### DIRECTIVE
Return the material word for word. Do not include the pictures.

*** PROVIDED DATA

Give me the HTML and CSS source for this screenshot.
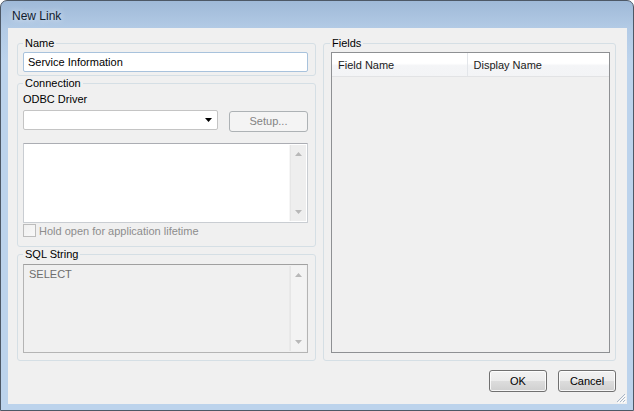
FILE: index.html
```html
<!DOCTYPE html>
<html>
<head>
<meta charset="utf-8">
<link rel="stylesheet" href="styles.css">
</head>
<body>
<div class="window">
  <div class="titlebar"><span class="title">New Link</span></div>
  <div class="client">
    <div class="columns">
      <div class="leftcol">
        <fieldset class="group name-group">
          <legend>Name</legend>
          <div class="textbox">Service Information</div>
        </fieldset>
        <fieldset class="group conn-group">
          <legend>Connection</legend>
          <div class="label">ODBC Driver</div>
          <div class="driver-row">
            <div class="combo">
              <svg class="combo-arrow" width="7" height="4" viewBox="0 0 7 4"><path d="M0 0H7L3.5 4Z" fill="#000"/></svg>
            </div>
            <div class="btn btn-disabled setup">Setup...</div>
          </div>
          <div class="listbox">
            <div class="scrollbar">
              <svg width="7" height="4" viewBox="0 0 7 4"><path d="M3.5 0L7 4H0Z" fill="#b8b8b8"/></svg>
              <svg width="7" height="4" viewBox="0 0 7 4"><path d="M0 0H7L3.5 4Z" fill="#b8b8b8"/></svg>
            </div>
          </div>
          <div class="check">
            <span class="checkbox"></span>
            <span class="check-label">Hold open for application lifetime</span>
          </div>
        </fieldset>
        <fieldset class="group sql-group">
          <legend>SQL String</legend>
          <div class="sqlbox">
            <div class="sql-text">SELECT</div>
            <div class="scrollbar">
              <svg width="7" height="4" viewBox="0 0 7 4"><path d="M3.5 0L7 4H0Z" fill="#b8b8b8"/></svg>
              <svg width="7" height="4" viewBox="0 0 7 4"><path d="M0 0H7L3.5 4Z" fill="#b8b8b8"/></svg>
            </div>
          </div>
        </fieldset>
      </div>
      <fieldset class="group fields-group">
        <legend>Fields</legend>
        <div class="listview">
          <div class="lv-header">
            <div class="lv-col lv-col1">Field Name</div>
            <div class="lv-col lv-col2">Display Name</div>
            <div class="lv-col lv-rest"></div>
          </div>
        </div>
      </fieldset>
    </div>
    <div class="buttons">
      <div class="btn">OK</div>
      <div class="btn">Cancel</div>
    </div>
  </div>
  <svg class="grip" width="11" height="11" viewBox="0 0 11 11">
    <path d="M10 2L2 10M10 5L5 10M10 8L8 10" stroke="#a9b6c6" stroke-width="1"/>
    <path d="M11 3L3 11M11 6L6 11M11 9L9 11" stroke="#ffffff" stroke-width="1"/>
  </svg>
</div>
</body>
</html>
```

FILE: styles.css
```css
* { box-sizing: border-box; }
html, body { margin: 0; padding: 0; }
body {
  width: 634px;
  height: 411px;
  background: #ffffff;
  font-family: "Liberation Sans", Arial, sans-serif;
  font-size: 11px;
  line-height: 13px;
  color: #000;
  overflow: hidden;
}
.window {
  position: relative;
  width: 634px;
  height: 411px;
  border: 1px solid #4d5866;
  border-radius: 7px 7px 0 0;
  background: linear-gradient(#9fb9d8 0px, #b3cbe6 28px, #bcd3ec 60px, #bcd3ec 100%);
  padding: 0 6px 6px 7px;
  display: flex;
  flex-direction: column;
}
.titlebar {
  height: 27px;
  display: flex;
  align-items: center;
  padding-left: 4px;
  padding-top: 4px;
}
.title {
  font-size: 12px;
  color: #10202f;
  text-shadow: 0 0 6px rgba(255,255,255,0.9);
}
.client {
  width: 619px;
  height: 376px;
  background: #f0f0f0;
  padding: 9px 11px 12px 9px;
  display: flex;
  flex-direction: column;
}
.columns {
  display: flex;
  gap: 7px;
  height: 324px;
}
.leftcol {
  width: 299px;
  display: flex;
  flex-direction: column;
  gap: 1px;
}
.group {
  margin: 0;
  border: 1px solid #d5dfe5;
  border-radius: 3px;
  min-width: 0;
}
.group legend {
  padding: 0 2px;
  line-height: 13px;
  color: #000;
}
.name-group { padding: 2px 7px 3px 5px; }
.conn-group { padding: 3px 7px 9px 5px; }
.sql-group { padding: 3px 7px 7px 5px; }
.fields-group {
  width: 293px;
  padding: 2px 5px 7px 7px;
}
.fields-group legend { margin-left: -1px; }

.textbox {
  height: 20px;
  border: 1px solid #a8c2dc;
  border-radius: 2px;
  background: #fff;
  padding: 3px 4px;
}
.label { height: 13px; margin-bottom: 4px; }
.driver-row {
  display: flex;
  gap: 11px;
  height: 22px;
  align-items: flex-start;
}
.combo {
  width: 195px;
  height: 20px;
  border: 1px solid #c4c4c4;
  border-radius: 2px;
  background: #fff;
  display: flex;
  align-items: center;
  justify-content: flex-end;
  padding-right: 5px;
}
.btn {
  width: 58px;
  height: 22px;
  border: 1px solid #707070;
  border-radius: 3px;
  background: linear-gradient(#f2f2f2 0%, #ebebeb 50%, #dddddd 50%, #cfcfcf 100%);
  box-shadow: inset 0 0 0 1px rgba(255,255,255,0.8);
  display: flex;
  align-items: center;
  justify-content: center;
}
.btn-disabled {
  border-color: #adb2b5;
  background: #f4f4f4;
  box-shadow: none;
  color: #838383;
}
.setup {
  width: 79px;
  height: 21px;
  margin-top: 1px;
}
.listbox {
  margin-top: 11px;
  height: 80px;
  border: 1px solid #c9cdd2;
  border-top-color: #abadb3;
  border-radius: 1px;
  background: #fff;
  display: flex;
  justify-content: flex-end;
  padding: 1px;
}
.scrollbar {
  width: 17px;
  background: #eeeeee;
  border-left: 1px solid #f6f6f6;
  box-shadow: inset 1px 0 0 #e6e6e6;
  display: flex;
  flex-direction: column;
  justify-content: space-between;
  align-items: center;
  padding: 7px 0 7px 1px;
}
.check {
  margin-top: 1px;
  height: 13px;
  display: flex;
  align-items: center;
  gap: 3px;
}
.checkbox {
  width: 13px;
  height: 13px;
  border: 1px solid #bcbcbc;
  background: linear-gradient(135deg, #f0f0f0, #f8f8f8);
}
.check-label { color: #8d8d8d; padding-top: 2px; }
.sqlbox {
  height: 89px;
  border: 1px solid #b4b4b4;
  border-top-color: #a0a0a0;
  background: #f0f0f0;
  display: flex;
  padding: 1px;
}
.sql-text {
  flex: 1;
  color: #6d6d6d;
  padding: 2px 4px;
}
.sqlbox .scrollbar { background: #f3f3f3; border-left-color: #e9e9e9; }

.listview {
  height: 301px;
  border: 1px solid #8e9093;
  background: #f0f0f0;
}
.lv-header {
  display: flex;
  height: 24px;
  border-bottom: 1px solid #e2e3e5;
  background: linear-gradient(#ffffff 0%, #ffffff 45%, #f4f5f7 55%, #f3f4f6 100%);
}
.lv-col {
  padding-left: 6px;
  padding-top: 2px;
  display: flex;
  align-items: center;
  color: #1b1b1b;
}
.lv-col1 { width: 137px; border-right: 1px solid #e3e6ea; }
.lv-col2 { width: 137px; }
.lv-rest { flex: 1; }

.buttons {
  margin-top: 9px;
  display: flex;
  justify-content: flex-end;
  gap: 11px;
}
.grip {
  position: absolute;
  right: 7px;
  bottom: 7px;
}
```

******

### FULL SOLUTION
Give me the HTML and CSS source for this screenshot.
FILE: index.html
```html
<!DOCTYPE html>
<html>
<head>
<meta charset="utf-8">
<link rel="stylesheet" href="styles.css">
</head>
<body>
<div class="window">
  <div class="titlebar"><span class="title">New Link</span></div>
  <div class="client">
    <div class="columns">
      <div class="leftcol">
        <fieldset class="group name-group">
          <legend>Name</legend>
          <div class="textbox">Service Information</div>
        </fieldset>
        <fieldset class="group conn-group">
          <legend>Connection</legend>
          <div class="label">ODBC Driver</div>
          <div class="driver-row">
            <div class="combo">
              <svg class="combo-arrow" width="7" height="4" viewBox="0 0 7 4"><path d="M0 0H7L3.5 4Z" fill="#000"/></svg>
            </div>
            <div class="btn btn-disabled setup">Setup...</div>
          </div>
          <div class="listbox">
            <div class="scrollbar">
              <svg width="7" height="4" viewBox="0 0 7 4"><path d="M3.5 0L7 4H0Z" fill="#b8b8b8"/></svg>
              <svg width="7" height="4" viewBox="0 0 7 4"><path d="M0 0H7L3.5 4Z" fill="#b8b8b8"/></svg>
            </div>
          </div>
          <div class="check">
            <span class="checkbox"></span>
            <span class="check-label">Hold open for application lifetime</span>
          </div>
        </fieldset>
        <fieldset class="group sql-group">
          <legend>SQL String</legend>
          <div class="sqlbox">
            <div class="sql-text">SELECT</div>
            <div class="scrollbar">
              <svg width="7" height="4" viewBox="0 0 7 4"><path d="M3.5 0L7 4H0Z" fill="#b8b8b8"/></svg>
              <svg width="7" height="4" viewBox="0 0 7 4"><path d="M0 0H7L3.5 4Z" fill="#b8b8b8"/></svg>
            </div>
          </div>
        </fieldset>
      </div>
      <fieldset class="group fields-group">
        <legend>Fields</legend>
        <div class="listview">
          <div class="lv-header">
            <div class="lv-col lv-col1">Field Name</div>
            <div class="lv-col lv-col2">Display Name</div>
            <div class="lv-col lv-rest"></div>
          </div>
        </div>
      </fieldset>
    </div>
    <div class="buttons">
      <div class="btn">OK</div>
      <div class="btn">Cancel</div>
    </div>
  </div>
  <svg class="grip" width="11" height="11" viewBox="0 0 11 11">
    <path d="M10 2L2 10M10 5L5 10M10 8L8 10" stroke="#a9b6c6" stroke-width="1"/>
    <path d="M11 3L3 11M11 6L6 11M11 9L9 11" stroke="#ffffff" stroke-width="1"/>
  </svg>
</div>
</body>
</html>
```

FILE: styles.css
```css
* { box-sizing: border-box; }
html, body { margin: 0; padding: 0; }
body {
  width: 634px;
  height: 411px;
  background: #ffffff;
  font-family: "Liberation Sans", Arial, sans-serif;
  font-size: 11px;
  line-height: 13px;
  color: #000;
  overflow: hidden;
}
.window {
  position: relative;
  width: 634px;
  height: 411px;
  border: 1px solid #4d5866;
  border-radius: 7px 7px 0 0;
  background: linear-gradient(#9fb9d8 0px, #b3cbe6 28px, #bcd3ec 60px, #bcd3ec 100%);
  padding: 0 6px 6px 7px;
  display: flex;
  flex-direction: column;
}
.titlebar {
  height: 27px;
  display: flex;
  align-items: center;
  padding-left: 4px;
  padding-top: 4px;
}
.title {
  font-size: 12px;
  color: #10202f;
  text-shadow: 0 0 6px rgba(255,255,255,0.9);
}
.client {
  width: 619px;
  height: 376px;
  background: #f0f0f0;
  padding: 9px 11px 12px 9px;
  display: flex;
  flex-direction: column;
}
.columns {
  display: flex;
  gap: 7px;
  height: 324px;
}
.leftcol {
  width: 299px;
  display: flex;
  flex-direction: column;
  gap: 1px;
}
.group {
  margin: 0;
  border: 1px solid #d5dfe5;
  border-radius: 3px;
  min-width: 0;
}
.group legend {
  padding: 0 2px;
  line-height: 13px;
  color: #000;
}
.name-group { padding: 2px 7px 3px 5px; }
.conn-group { padding: 3px 7px 9px 5px; }
.sql-group { padding: 3px 7px 7px 5px; }
.fields-group {
  width: 293px;
  padding: 2px 5px 7px 7px;
}
.fields-group legend { margin-left: -1px; }

.textbox {
  height: 20px;
  border: 1px solid #a8c2dc;
  border-radius: 2px;
  background: #fff;
  padding: 3px 4px;
}
.label { height: 13px; margin-bottom: 4px; }
.driver-row {
  display: flex;
  gap: 11px;
  height: 22px;
  align-items: flex-start;
}
.combo {
  width: 195px;
  height: 20px;
  border: 1px solid #c4c4c4;
  border-radius: 2px;
  background: #fff;
  display: flex;
  align-items: center;
  justify-content: flex-end;
  padding-right: 5px;
}
.btn {
  width: 58px;
  height: 22px;
  border: 1px solid #707070;
  border-radius: 3px;
  background: linear-gradient(#f2f2f2 0%, #ebebeb 50%, #dddddd 50%, #cfcfcf 100%);
  box-shadow: inset 0 0 0 1px rgba(255,255,255,0.8);
  display: flex;
  align-items: center;
  justify-content: center;
}
.btn-disabled {
  border-color: #adb2b5;
  background: #f4f4f4;
  box-shadow: none;
  color: #838383;
}
.setup {
  width: 79px;
  height: 21px;
  margin-top: 1px;
}
.listbox {
  margin-top: 11px;
  height: 80px;
  border: 1px solid #c9cdd2;
  border-top-color: #abadb3;
  border-radius: 1px;
  background: #fff;
  display: flex;
  justify-content: flex-end;
  padding: 1px;
}
.scrollbar {
  width: 17px;
  background: #eeeeee;
  border-left: 1px solid #f6f6f6;
  box-shadow: inset 1px 0 0 #e6e6e6;
  display: flex;
  flex-direction: column;
  justify-content: space-between;
  align-items: center;
  padding: 7px 0 7px 1px;
}
.check {
  margin-top: 1px;
  height: 13px;
  display: flex;
  align-items: center;
  gap: 3px;
}
.checkbox {
  width: 13px;
  height: 13px;
  border: 1px solid #bcbcbc;
  background: linear-gradient(135deg, #f0f0f0, #f8f8f8);
}
.check-label { color: #8d8d8d; padding-top: 2px; }
.sqlbox {
  height: 89px;
  border: 1px solid #b4b4b4;
  border-top-color: #a0a0a0;
  background: #f0f0f0;
  display: flex;
  padding: 1px;
}
.sql-text {
  flex: 1;
  color: #6d6d6d;
  padding: 2px 4px;
}
.sqlbox .scrollbar { background: #f3f3f3; border-left-color: #e9e9e9; }

.listview {
  height: 301px;
  border: 1px solid #8e9093;
  background: #f0f0f0;
}
.lv-header {
  display: flex;
  height: 24px;
  border-bottom: 1px solid #e2e3e5;
  background: linear-gradient(#ffffff 0%, #ffffff 45%, #f4f5f7 55%, #f3f4f6 100%);
}
.lv-col {
  padding-left: 6px;
  padding-top: 2px;
  display: flex;
  align-items: center;
  color: #1b1b1b;
}
.lv-col1 { width: 137px; border-right: 1px solid #e3e6ea; }
.lv-col2 { width: 137px; }
.lv-rest { flex: 1; }

.buttons {
  margin-top: 9px;
  display: flex;
  justify-content: flex-end;
  gap: 11px;
}
.grip {
  position: absolute;
  right: 7px;
  bottom: 7px;
}
```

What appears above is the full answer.